Exposing Evaluation Blind Spots: The work highlights that watermarks must be tested against "semantic-preserving geometric transformations," not just pixel noise or latent purification.

Limitations & Future Work¶

Boundary Changes: Global shifts generate new content at the edges, meaning the output is not pixel-perfectly aligned with the original image, which may limit use in forensic-sensitive applications.
Attack Evolution: The effectiveness of RAVEN depends on current watermark designs; future watermarks specifically robust to viewpoint shifts could mitigate its impact.
Manual Parameter Tuning: The strength parameter \(s\) currently requires manual setting; an adaptive mechanism for different images/watermarks is missing.
Bitstream Randomization: It does not reach the perfect 0.5 bit accuracy for all methods, leaving room for statistical detection in highly redundant schemes.

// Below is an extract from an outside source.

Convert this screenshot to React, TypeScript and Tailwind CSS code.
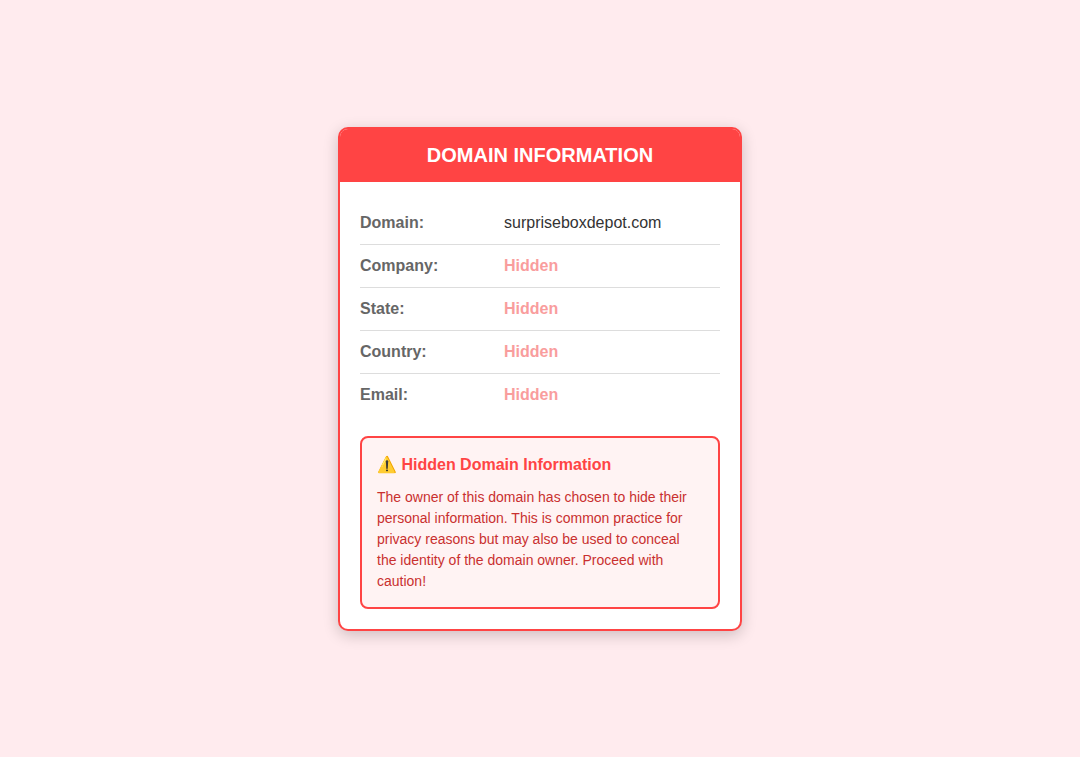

vs. Regen / Rinse (Regeneration Attacks): These rely on noise injection and reconstruction. They struggle with semantic watermarks and cause artifacts. RAVEN outperforms them by using viewpoint shifts instead of just noise.
vs. UnMarker: A general optimization-driven attack that is effective but degrades FID (49.85). RAVEN is superior in both evasion (0.026 vs 0.078) and quality (40.18) without requiring iterative optimization.
vs. CtrlGen+ / IRA (Privileged Methods): CtrlGen+ requires multi-GPU training, and IRA requires 40-minute optimization and model access. RAVEN achieves better results in seconds on consumer hardware.
vs. Traditional Diffusion NVS: Standard NVS requires multi-view data and 3D consistency. RAVEN is the first to leverage diffusion priors for watermark removal via minor viewpoint perturbation without retraining.

Rating¶

Novelty: ⭐⭐⭐⭐⭐ Reformulating removal as NVS is a genuinely new attack vector.
Experimental Thoroughness: ⭐⭐⭐⭐⭐ Comprehensive coverage across 15 watermarks and 14 baselines.
Writing Quality: ⭐⭐⭐⭐ Clear methodology, though some notation requires close attention to the original text.
Value: ⭐⭐⭐⭐⭐ Directly addresses and exposes vulnerabilities in standardized AI provenance measures.